## **The Decline of Oshawa Centre: Poor Management by GDI and the Sticker-Plastered Reality**
Oshawa Centre was once a shopping landmark, representing convenience and community in the Durham Region. But in recent years, it has become a symbol of decline, disorder, and disappointing management — especially under the oversight of GDI, the outsourced facilities and cleaning contractor.

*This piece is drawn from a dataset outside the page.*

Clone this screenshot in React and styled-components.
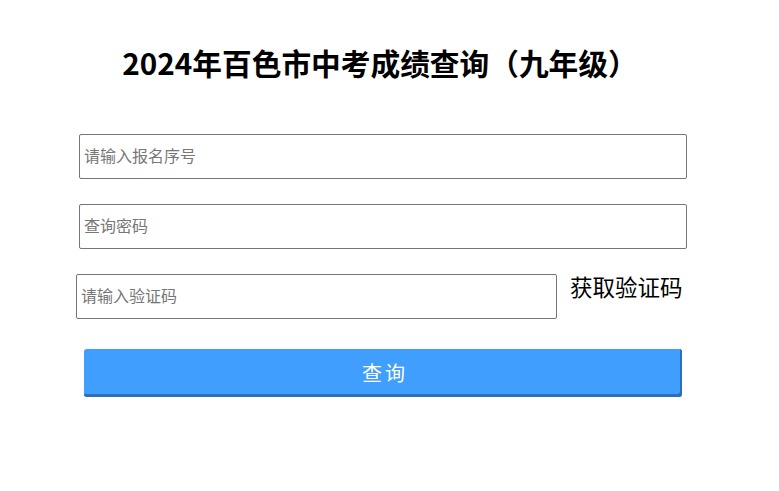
import React from 'react'
import styled, { createGlobalStyle } from 'styled-components'

const GlobalStyle = createGlobalStyle`
  body {
    margin: 0;
    background: #fff;
    font-family: "Noto Sans CJK SC", "Noto Sans", sans-serif;
  }
`

const Page = styled.div`
  width: 779px;
  height: 491px;
  padding-top: 42px;
  box-sizing: border-box;
`

const Title = styled.h1`
  margin: 0;
  padding-right: 19px;
  font-size: 29.7px;
  line-height: 42px;
  font-weight: 700;
  text-align: center;
  color: #000;
`

const Form = styled.form`
  display: flex;
  flex-direction: column;
  padding: 50px 0 0 76px;
`

const Row = styled.div`
  display: flex;
  align-items: flex-start;
  gap: 13px;
  margin-left: ${p => p.$offset || 0}px;
  margin-bottom: ${p => p.$gap || 25}px;
`

const Input = styled.input`
  width: ${p => p.$width}px;
  height: 45px;
  box-sizing: border-box;
  padding: 0 4px 4px;
  border: 1px solid #767676;
  border-radius: 2px;
  font-family: "Noto Sans CJK SC", sans-serif;
  font-size: 16px;
  color: #333;
  outline: none;

  &::placeholder {
    color: #777;
  }
`

const CodeLink = styled.span`
  font-size: 22.5px;
  line-height: 24px;
  color: #000;
  cursor: pointer;
`

const Button = styled.button`
  width: 598px;
  height: 48px;
  margin-left: 8px;
  padding: 0 0 2px 4px;
  border: none;
  border-radius: 3px;
  background: #409eff;
  box-shadow: inset -2px -3px 0 #2f6fb3;
  color: #fff;
  font-family: "Noto Sans CJK SC", sans-serif;
  font-size: 20px;
  letter-spacing: 3px;
  cursor: pointer;
`

export default function App() {
  return (
    <>
      <GlobalStyle />
      <Page>
        <Title>2024年百色市中考成绩查询（九年级）</Title>
        <Form>
          <Row $offset={3}>
            <Input $width={608} placeholder="请输入报名序号" />
          </Row>
          <Row $offset={3}>
            <Input $width={608} placeholder="查询密码" />
          </Row>
          <Row $gap={30}>
            <Input $width={481} placeholder="请输入验证码" />
            <CodeLink>获取验证码</CodeLink>
          </Row>
          <Button type="button">查询</Button>
        </Form>
      </Page>
    </>
  )
}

While the usual complaints about cleanliness, safety, and staff morale are common, one surprisingly visible and symbolic problem keeps popping up — **the proliferation of cheap, ugly, and badly placed stickers**.
What was once a respectable, modern shopping centre is now a space cluttered with **unprofessional sticker notices, peeling labels, and makeshift signs** that do more than just look bad — they reveal the cracks in the system, both literally and figuratively.
---
### 1. **Stickers on Every Surface**
The most glaring visual issue in the Oshawa Centre today is how **stickers** have taken over:
* **Warning stickers**, **"do not use" labels**, **taped-up notices**, and **"under maintenance" signs** printed on thin sticker paper or crooked A4 sheets—plastered on everything from elevators to bathroom mirrors.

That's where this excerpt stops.